Hedge Fund Structure
Anyone staring a hedge fund will need to work with a transactional lawyer to help you in setting up the structure of the funds to meet regulatory requirements. It generally requires the formation of multiple business entities that are interconnected to allow separation between fund managers, advisors, and investors. The most common structure is known as a master-feeder, fund structure. This Investors (limited partiers) in the fund, place their money into feeder funds. The general partner, the fund owner, contracts with a management company that manages the investments. There are normally two feeder funds. One is used for US investors, and the second is used for Non-US investors. There may be two separate management companies serving each feeder fund. The feeder funds then invests money into a single master fund. The master fund, which may be organized as a Limited Partners, which another General Partner and contracted management company. The master fund actually makes investments into the investment vehicles, alternative assets, and portfolio companies. The funds are generally organized in Delaware or in an offshore location, such as the Cayman Islands of British Virgin Islands. The purpose of this is to establish a foreign tax base. There are numerous transactional fees that will also apply. Your attorney will draft the governance documents (operating agreements or partnership agreements), disclosure documents for investors (private placement memoranda), and investment agreements (subscription agreements).

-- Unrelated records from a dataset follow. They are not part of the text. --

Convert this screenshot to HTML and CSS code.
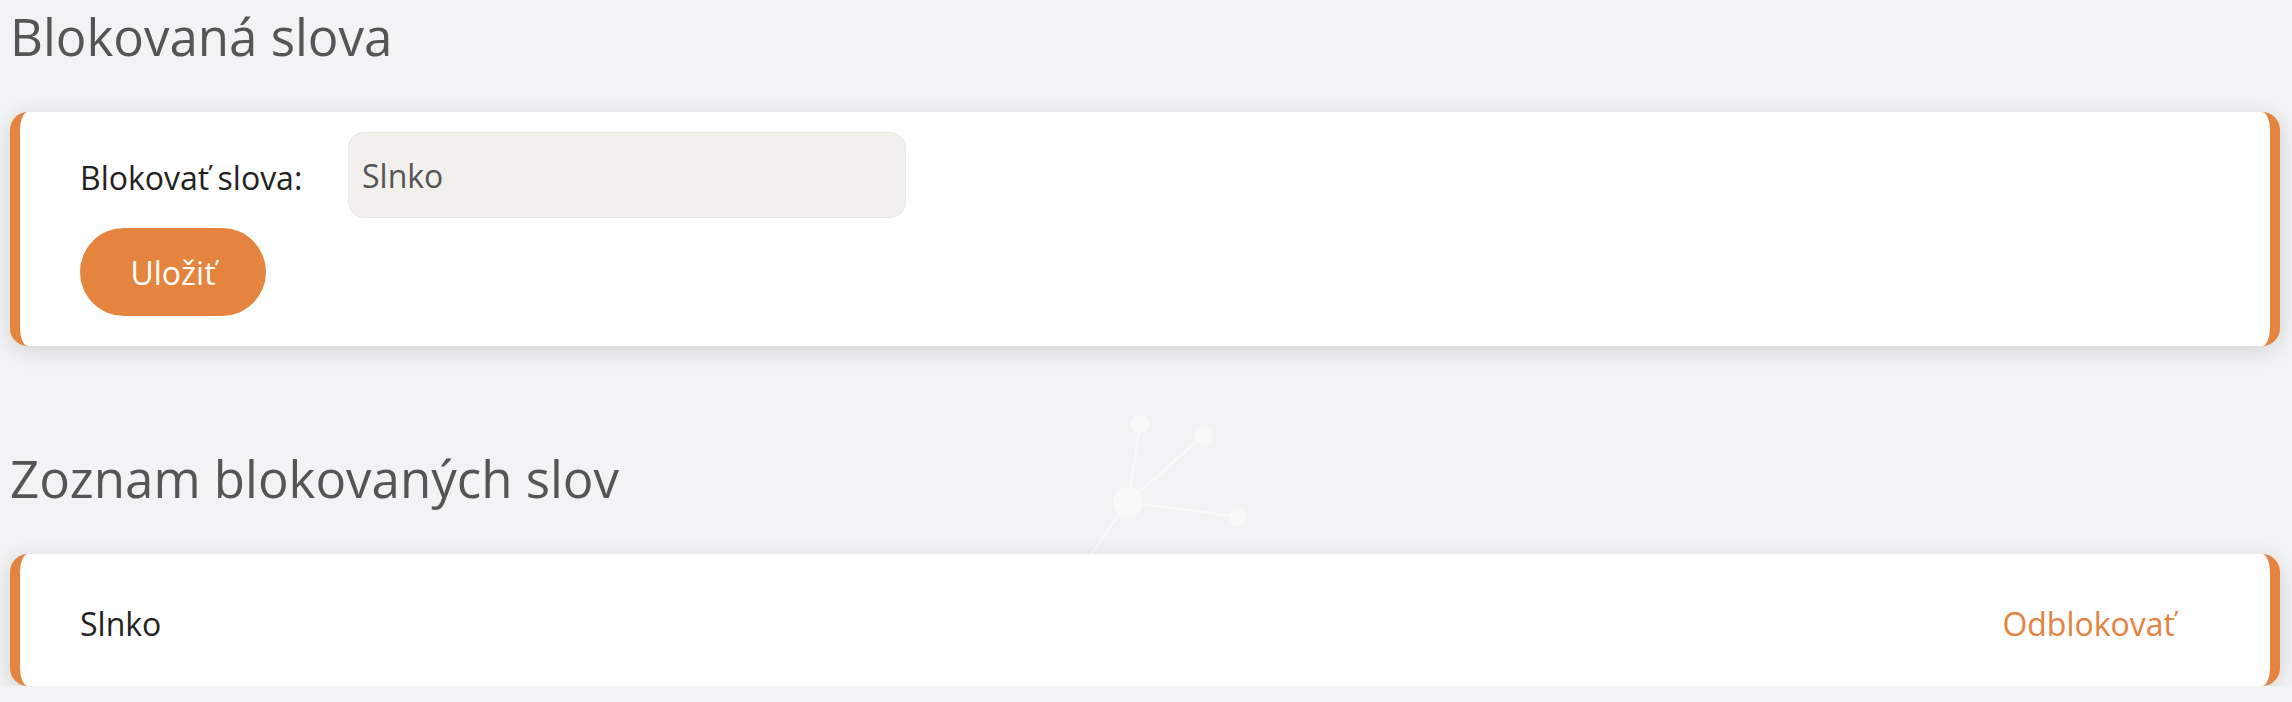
FILE: index.html
```html
<!DOCTYPE html>
<html lang="sk">
<head>
    <meta charset="UTF-8">
    <meta name="viewport" content="width=device-width, initial-scale=1.0">
    <title>Blokované slová</title>
    <link rel="stylesheet" href="styles.css">
</head>
<body>

    <!-- dekorácia pozadia -->
    <svg class="bg-network" width="240" height="200" viewBox="0 0 240 200">
        <g stroke="#f8f9f9" stroke-width="2.5" fill="none">
            <line x1="68" y1="122" x2="80" y2="44"/>
            <line x1="68" y1="122" x2="143" y2="56"/>
            <line x1="68" y1="122" x2="178" y2="137"/>
            <line x1="68" y1="122" x2="20" y2="190"/>
        </g>
        <g fill="#f8f9f9">
            <circle cx="68" cy="122" r="15"/>
            <circle cx="80" cy="44" r="9"/>
            <circle cx="143" cy="56" r="9"/>
            <circle cx="178" cy="137" r="9"/>
        </g>
    </svg>

    <h2 class="title">Blokovaná slova</h2>

    <div class="card card-form">
        <div class="form-row">
            <label for="slovo">Blokovať slova:</label>
            <input type="text" id="slovo" value="Slnko">
        </div>
        <button class="btn">Uložiť</button>
    </div>

    <h2 class="title title-list">Zoznam blokovaných slov</h2>

    <!-- Zoznam -->
    <div class="card card-item">
        <span class="word">Slnko</span>
        <a href="#" class="unblock">Odblokovať</a>
    </div>

</body>
</html>
```

FILE: styles.css
```css
body {
    margin: 0;
    padding: 0 12px 0 10px;
    font-family: "Open Sans", "Noto Sans", sans-serif;
    background-color: #f2f3f5;
    color: #222;
    position: relative;
    overflow: hidden;
}

.bg-network {
    position: absolute;
    top: 380px;
    left: 1060px;
    z-index: 0;
}

.title {
    position: relative;
    z-index: 1;
    font-size: 51px;
    line-height: 62px;
    font-weight: 400;
    color: #555;
    margin: 5px 0 45px 0;
}

.title-list {
    margin-top: 101px;
}

.card {
    position: relative;
    z-index: 1;
    background-color: #fff;
    border-left: 10px solid #e4843f;
    border-right: 10px solid #e4843f;
    border-radius: 18px;
    box-shadow: 0 4px 22px rgba(0, 0, 0, 0.13);
}

.card-form {
    padding: 20px 60px 30px 60px;
}

.form-row {
    display: flex;
    align-items: center;
}

label {
    width: 268px;
    font-size: 32px;
    color: #222;
    padding-top: 5px;
}

input {
    box-sizing: border-box;
    width: 558px;
    height: 86px;
    padding: 0 13px;
    border: 1px solid #e8e7e4;
    border-radius: 16px;
    background-color: #f1f0ed;
    font-family: inherit;
    font-size: 32px;
    color: #555;
    outline: none;
}

.btn {
    display: block;
    margin-top: 10px;
    width: 186px;
    height: 88px;
    border: none;
    border-radius: 44px;
    background-color: #e4843f;
    color: #fff;
    font-family: inherit;
    font-size: 32px;
    cursor: pointer;
}

.card-item {
    display: flex;
    justify-content: space-between;
    align-items: center;
    height: 132px;
    box-sizing: border-box;
    padding: 7px 95px 0 60px;
}

.word {
    font-size: 32px;
    color: #222;
}

.unblock {
    font-size: 32px;
    color: #e4823f;
    text-decoration: none;
}
```
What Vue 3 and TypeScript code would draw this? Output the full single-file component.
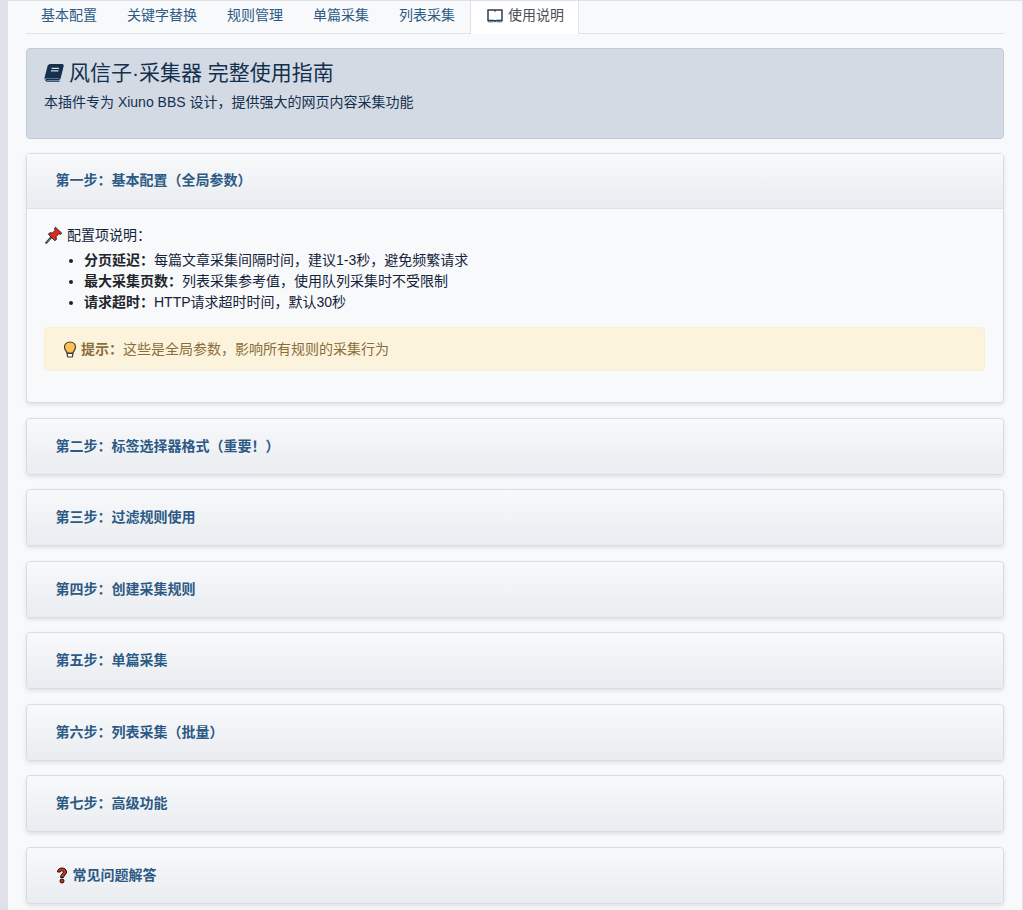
<script setup lang="ts">
const tabs: string[] = ['基本配置', '关键字替换', '规则管理', '单篇采集', '列表采集']
const steps: string[] = ['第二步：标签选择器格式（重要！）', '第三步：过滤规则使用', '第四步：创建采集规则', '第五步：单篇采集', '第六步：列表采集（批量）', '第七步：高级功能']
</script>

<template>
  <div class="frame">
    <main class="panel">
      <nav class="tabs">
        <a v-for="t in tabs" :key="t" class="tab">{{ t }}</a>
        <a class="tab active">
          <svg class="tab-icon" width="16" height="14" viewBox="0 0 16 14">
            <path d="M1 1h6c.5 0 .8.2 1 .6.2-.4.5-.6 1-.6h6v10.500H9.500c-.7 0-1.200.3-1.500.7-.3-.4-.8-.7-1.500-.7H1z" fill="#fff" stroke="#2c3e50" stroke-width="1.500"/>
            <path d="M1 12.800h5.500M9.500 12.800H15" stroke="#1f6fb0" stroke-width="1"/>
          </svg>
          使用说明
        </a>
      </nav>

      <section class="banner">
        <h4 class="banner-title">
          <svg class="book" width="20" height="18" viewBox="0 0 20 18">
            <path d="M5.200 .6h13c.7 0 1.100.6.9 1.300l-3 12.200c-.2.7-.7 1.200-1.400 1.200H3.200c-1.200 0-1.600 1-1 1.500.2.200.5.300.9.300h12.500" fill="none" stroke="#14304f" stroke-width="1.200"/>
            <path d="M5 .8h13.500c.5 0 .7.400.6.900l-3 12c-.1.500-.5.900-1 .900H2.500c-.9 0-1.600.5-1.800 1.200C.4 15 .5 13.700 .9 12.300L3.500 2.200C3.800 1.200 4.300.8 5 .8z" fill="#14304f"/>
            <path d="M7.500 4.300h7.500M6.900 6.800h7.500" stroke="#d3dae4" stroke-width="1.200"/>
          </svg>
          风信子·采集器 完整使用指南
        </h4>
        <p class="banner-text">本插件专为 Xiuno BBS 设计，提供强大的网页内容采集功能</p>
      </section>

      <section class="card first">
        <header class="card-head"><h5 class="card-title">第一步：基本配置（全局参数）</h5></header>
        <div class="card-body">
          <p class="lead">
            <svg class="pin" width="18" height="18" viewBox="0 0 18 18">
              <path d="M1.200 16.800 6 11.500" stroke="#222" stroke-width="2" stroke-linecap="round"/>
              <path d="M1.700 16.300 6 11.500" stroke="#aaa" stroke-width=".7"/>
              <path d="M10.500 1.300 16.700 7.200 15.500 8.300 13.700 7.700 11 10.700 11.400 13.500 9.800 14.600 3.400 8.300 4.700 6.800 7.400 7.100 10.200 4.300 9.500 2.500z" fill="#e5281b" stroke="#222" stroke-width="1" stroke-linejoin="round"/>
            </svg>
            配置项说明：
          </p>
          <ul class="list">
            <li><strong>分页延迟：</strong>每篇文章采集间隔时间，建议1-3秒，避免频繁请求</li>
            <li><strong>最大采集页数：</strong>列表采集参考值，使用队列采集时不受限制</li>
            <li><strong>请求超时：</strong>HTTP请求超时时间，默认30秒</li>
          </ul>
          <div class="tip">
            <svg class="bulb" width="14" height="17" viewBox="0 0 14 17">
              <path d="M7 1C3.800 1 1.500 3.300 1.500 6.200c0 2.600 2.200 3.800 2.500 6h6c.3-2.200 2.500-3.400 2.500-6C12.500 3.300 10.200 1 7 1z" fill="#fdc150" stroke="#3a3a3a" stroke-width="1.200"/>
              <path d="M4.300 12.500h5.400v2.200c0 .8-.7 1.300-1.400 1.300H5.700c-.7 0-1.400-.5-1.400-1.300z" fill="#fff" stroke="#3a3a3a" stroke-width="1.200"/>
            </svg>
            <strong>提示：</strong>这些是全局参数，影响所有规则的采集行为
          </div>
        </div>
      </section>

      <section v-for="s in steps" :key="s" class="card">
        <header class="card-head closed"><h5 class="card-title">{{ s }}</h5></header>
      </section>

      <section class="card">
        <header class="card-head closed">
          <h5 class="card-title">
            <svg class="qmark" width="12" height="17" viewBox="0 0 12 17">
              <path d="M1.500 5C1.500 2.500 3.500 1 6 1s4.500 1.500 4.500 4c0 2.800-3 3.200-3 5.500h-3c0-3.500 3-3.800 3-5.500 0-.8-.6-1.300-1.500-1.300S4.500 4.300 4.500 5z" fill="#d9301c" stroke="#111" stroke-width="1"/>
              <circle cx="6" cy="14" r="2" fill="#d9301c" stroke="#111" stroke-width="1"/>
            </svg>
            常见问题解答
          </h5>
        </header>
      </section>
    </main>
  </div>
</template>

<style>
html, body {
  margin: 0;
  background: #dee2e8;
}
</style>

<style scoped>
.frame {
  padding: 1px 1px 0 8px;
  background: #dee2e8;
  height: 909px;
  overflow: hidden;
  font-family: "Liberation Sans", "Noto Sans CJK SC", sans-serif;
  font-size: 14px;
  line-height: 21px;
  color: #2c3e50;
}
.panel {
  background: #f8f9fb;
  height: 100%;
  padding: 0 18px;
  overflow: hidden;
}
.tabs {
  display: flex;
  height: 32px;
  border-bottom: 1px solid #dee2e6;
}
.tab {
  padding: 4px 15px 0;
  height: 33px;
  box-sizing: border-box;
  color: #2c5a85;
}
.tab.active {
  background: #fff;
  color: #495057;
  border-right: 1px solid #dee2e6;
  border-left: 1px solid #dee2e6;
  padding: 4px 14px 0 16px;
  display: flex;
  align-items: flex-start;
  gap: 5px;
  width: 109px;
}
.tab-icon { margin-top: 4px; flex: none; }
.banner {
  margin-top: 14px;
  height: 91px;
  box-sizing: border-box;
  border: 1px solid #c0cbd9;
  border-radius: 4px;
  background: #d3dae4;
  padding: 12px 17px;
  color: #14304f;
}
.banner-title {
  margin: 0;
  font-size: 21px;
  font-weight: 400;
  line-height: 24px;
  display: flex;
  align-items: center;
  gap: 5px;
}
.book { flex: none; }
.banner-text {
  margin: 7px 0 0;
  line-height: 20px;
  color: #14304f;
}
.card {
  margin-top: 14.5px;
  border: 1px solid #d8dce2;
  border-radius: 4px;
  background: #f8f9fb;
  box-shadow: 0 2px 4px rgba(0, 0, 0, .1);
}
.card.first { margin-top: 14px; }
.card-head {
  height: 55px;
  box-sizing: border-box;
  padding: 0 28.5px 1px;
  display: flex;
  align-items: center;
  border-bottom: 1px solid #dee2e6;
  background: linear-gradient(to bottom, #f8f9fb, #e9ecf0);
}
.card-head.closed { border-bottom: 0; border-radius: 4px; padding: .5px 28.5px 0; }
.card-title {
  margin: 0;
  font-size: 14px;
  font-weight: 700;
  color: #2c5a85;
  display: flex;
  align-items: center;
  gap: 5px;
}
.card-body {
  padding: 15.500px 18px 16px 17px;
  height: 193.2px;
  box-sizing: border-box;
  color: #14233a;
}
.lead {
  margin: 0 0 5px;
  display: flex;
  align-items: center;
  gap: 4px;
  line-height: 20px;
  padding-left: 1px;
}
.list {
  margin: 0 0 14px;
  padding-left: 40px;
}
.list li { line-height: 21px; }
.list strong { color: #212529; }
.tip {
  height: 44px;
  box-sizing: border-box;
  border: 1px solid #fbeed2;
  border-radius: 4px;
  background: #fcf3dc;
  color: #8a6d3b;
  padding: 1px 18px 0;
  display: flex;
  align-items: center;
}
.bulb { margin-right: 4px; flex: none; }
</style>
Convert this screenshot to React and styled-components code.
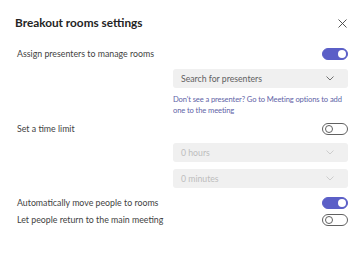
import React from 'react';
import styled, { createGlobalStyle } from 'styled-components';

const Global = createGlobalStyle`
  html, body { margin: 0; padding: 0; background: #fff; }
  body { font-family: "Segoe UI", Lato, "Liberation Sans", sans-serif; }
`;

const Dialog = styled.div`
  width: 360px;
  height: 256px;
  box-sizing: border-box;
  padding: 15px 12px 0 17px;
  background: #fff;
  display: flex;
  flex-direction: column;
`;

const Header = styled.div`
  display: flex;
  align-items: center;
  justify-content: space-between;
  height: 16px;
  margin-left: -2px;
`;

const Title = styled.h1`
  margin: 0;
  font-size: 11.8px;
  font-weight: 700;
  color: #242424;
  line-height: 16px;
`;

const Close = styled.button`
  border: 0;
  background: none;
  padding: 0;
  width: 10px;
  height: 10px;
  margin-right: 1px;
  display: flex;
  align-items: center;
  justify-content: center;
`;

const Row = styled.div`
  display: flex;
  align-items: center;
  justify-content: space-between;
  height: 12px;
  margin-top: ${p => p.$top}px;
`;

const Label = styled.span`
  font-size: 8.8px;
  color: #424242;
  line-height: 12px;
`;

const Track = styled.div`
  width: 26px;
  height: 12px;
  box-sizing: border-box;
  border-radius: 6px;
  background: ${p => (p.$on ? '#5b5fc7' : '#fff')};
  border: 1px solid ${p => (p.$on ? '#5b5fc7' : '#616161')};
  display: flex;
  align-items: center;
  justify-content: ${p => (p.$on ? 'flex-end' : 'flex-start')};
  padding: 0 1.5px;
`;

const Knob = styled.div`
  width: 8px;
  height: 8px;
  box-sizing: border-box;
  border-radius: 50%;
  background: #fff;
  border: ${p => (p.$on ? 'none' : '1px solid #616161')};
`;

const Control = styled.div`
  margin-left: 156px;
  margin-top: ${p => p.$top}px;
  width: 175px;
`;

const Select = styled.div`
  height: 19px;
  border-radius: 3px;
  background: #f0f0f0;
  display: flex;
  align-items: center;
  justify-content: space-between;
  padding: 0 14px 0 8px;
  font-size: 8.7px;
  color: ${p => (p.$disabled ? '#bdbdbd' : '#616161')};
`;

const Hint = styled.p`
  margin: 0;
  font-size: 7.6px;
  letter-spacing: -0.12px;
  line-height: 11px;
  color: #6264a7;
`;

const Toggle = ({ on }) => (
  <Track $on={on}>
    <Knob $on={on} />
  </Track>
);

const Chevron = ({ color }) => (
  <svg width="8" height="5" viewBox="0 0 8 5">
    <path d="M0.5 0.5 L4 4 L7.5 0.5" fill="none" stroke={color} strokeWidth="0.9" />
  </svg>
);

const App = () => (
  <>
    <Global />
    <Dialog>
      <Header>
        <Title>Breakout rooms settings</Title>
        <Close aria-label="Close">
          <svg width="9" height="9" viewBox="0 0 9 9">
            <path d="M0.5 0.5 L8.5 8.5 M8.5 0.5 L0.5 8.5" stroke="#424242" strokeWidth="0.9" />
          </svg>
        </Close>
      </Header>

      <Row $top={17}>
        <Label>Assign presenters to manage rooms</Label>
        <Toggle on />
      </Row>
      <Control $top={9}>
        <Select>
          Search for presenters
          <Chevron color="#616161" />
        </Select>
      </Control>
      <Control $top={6}>
        <Hint>Don't see a presenter? Go to Meeting options to add one to the meeting</Hint>
      </Control>

      <Row $top={7}>
        <Label>Set a time limit</Label>
        <Toggle />
      </Row>
      <Control $top={8}>
        <Select $disabled>
          0 hours
          <Chevron color="#c8c8c8" />
        </Select>
      </Control>
      <Control $top={7}>
        <Select $disabled>
          0 minutes
          <Chevron color="#c8c8c8" />
        </Select>
      </Control>

      <Row $top={9}>
        <Label>Automatically move people to rooms</Label>
        <Toggle on />
      </Row>
      <Row $top={5}>
        <Label>Let people return to the main meeting</Label>
        <Toggle />
      </Row>
    </Dialog>
  </>
);

export default App;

Hedge funds are subject to extensive regulations in the United States. Traditionally, the funds have been subject to far less regulation than traditional funds, such as mutual funds. They are largely exempt from the provisions of the Investment Company Act, if the fund maintains certain standards in dealing with the portfolio assets. The fund is still highly regulated and has become more so since the passage of the Dodd-Frank Act. The most notable regulations applicable to the hedge fund and hedge fund advisor include:
• The Securities Act of 1933 - This Act generally places requirements on investor disclosure and the raising of capital through private placements. This includes dollar limits, disclosure requirements, investors knowledge or worth status.
• The Investment Advisor Act of 1940 - This Act requires certain fiduciary standards for fund advisors. It also places certain qualified purchaser standards on fund investors.
• Commodity Future Trading Commission - This body regulates the sale of commodities, a common asset class for hedge funds. Advisors may individually be registered as commodity pool operators or commodity trading advisors.
• Dodd-Frank Act - This Act placed additional requirements on fund managers to meet additional reporting standards to the SEC and CFTC.
⁃ Registration - If the fund manager has $100m or more under management, she must register with the SEC.
⁃ Counterparts - Banks and insurance companies dealing in derivative instruments (such as default swaps) are required to register with the CFTC.
⁃ Central Clearing - Many asset purchases qualifying as swaps were previously over-the-counter transactions. Many of these assets must now be purchased through a central clearing exchange.
The general partner, who raises the capital for the fund and identifies investment opportunities, will need to hire a fund administrator. The administrator handles the accounting and reporting requirements for the various entities, known as “back-office work”. The fund administrator is a company that specializes in administrative functions and provides extensive advice and guidance on running fund operations.
Audit and Tax Compliance
Fund regulations require extensive disclosure. The disclosure of information must be accurate. Regulatory requirements often require hedge funds to undergo private audit. The results of audit are disclosed during investor solicitations and, in some cases, to regulatory bodies. You will need to work with an auditor (CPA firm) who is separate from your operational accountant and who is familiar with hedge fund operations.
Raising the Fund
Remember, one of the most difficult aspects of raising a hedge fund is attracting investors. This requires the ability to convince individuals, businesses, endowments, trusts, or money funds to invest money in your hedge fund. This can be difficult if you do not have a track record demonstrating success in the field. Also, it requires extensive connections with potential investors. If you do not have top-of-mind awareness with potential investors, it may require the company to undertaking significant marketing efforts.